REPUBLIKA.CO.ID, JAKARTA -- Rasio kredit bermasalah atau Non Performing Loan (NPL) industri perbankan nasional di sepanjang kuartal I 2016 mengalami kenaikan menjadi dari 2,7 persen pada Kuartal IV 2015 menjadi 2,8 persen. Otoritas Jasa Keuangan (OJK) menilai, kenaikan tersebut dipicu oleh masih melambatnya ekonomi domestik dan lesunya penyaluran kredit.
"Peningkatan NPL yang sedikit naik dari 2,7 persen ke 2,8 persen menurut saya sudah dalam pemantauan kita. Karena sejalan juga dengan pelemahan ekonomi dan kredit yang melemah," ujar Ketua Dewan Komisioner Otoritas Jasa Keuangan (OJK) Muliaman D Hadad di Jakarta, Senin (16/5).
Menurut Muliaman, umumnya data NPL pada Kuartal I memang kurang menggembirakan. Ia menilai posisi NPL tersebut masih dalam batas yang wajar karena OJK mematok batas maksimal rasio NPL di angka 5 persen.
"Saya pikir NPL 5 persen itu kan batasnya, sekarang baru 2,8 persen masih jauh," ujarnya.
Untuk itu ia berharap, perkembangan ekonomi di tahun ini akan mulai membaik di kuartal II dan III, sehingga dapat memicu peningkatan kredit perbankan dan dapat menekan NPL agar lebih stabil lagi.
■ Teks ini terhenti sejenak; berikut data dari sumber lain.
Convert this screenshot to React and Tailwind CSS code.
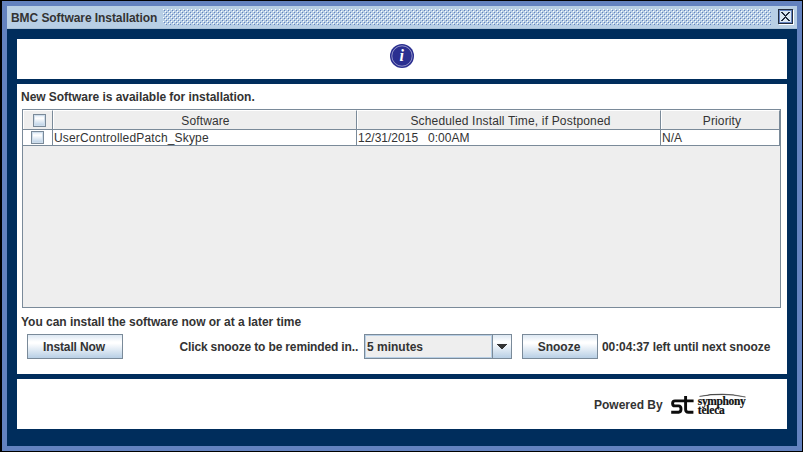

Pihaknya mengaku optimis perkembangan ekonomi Indonesia akan baik tahun ini.
Muliaman memperkirakan, tren NPL akan stabil pada kuartal berikutnya yang diimbangi dengan semakin membaiknya kondisi perekonomian domestik. "Artinya kalau perkembangan ekonomi nasional baik tahun ini itu akan diikuti permintaan kredit yg makin meningkat. Jadi saya berharap akan picking up pada kuartal II dan III,"jelasnya.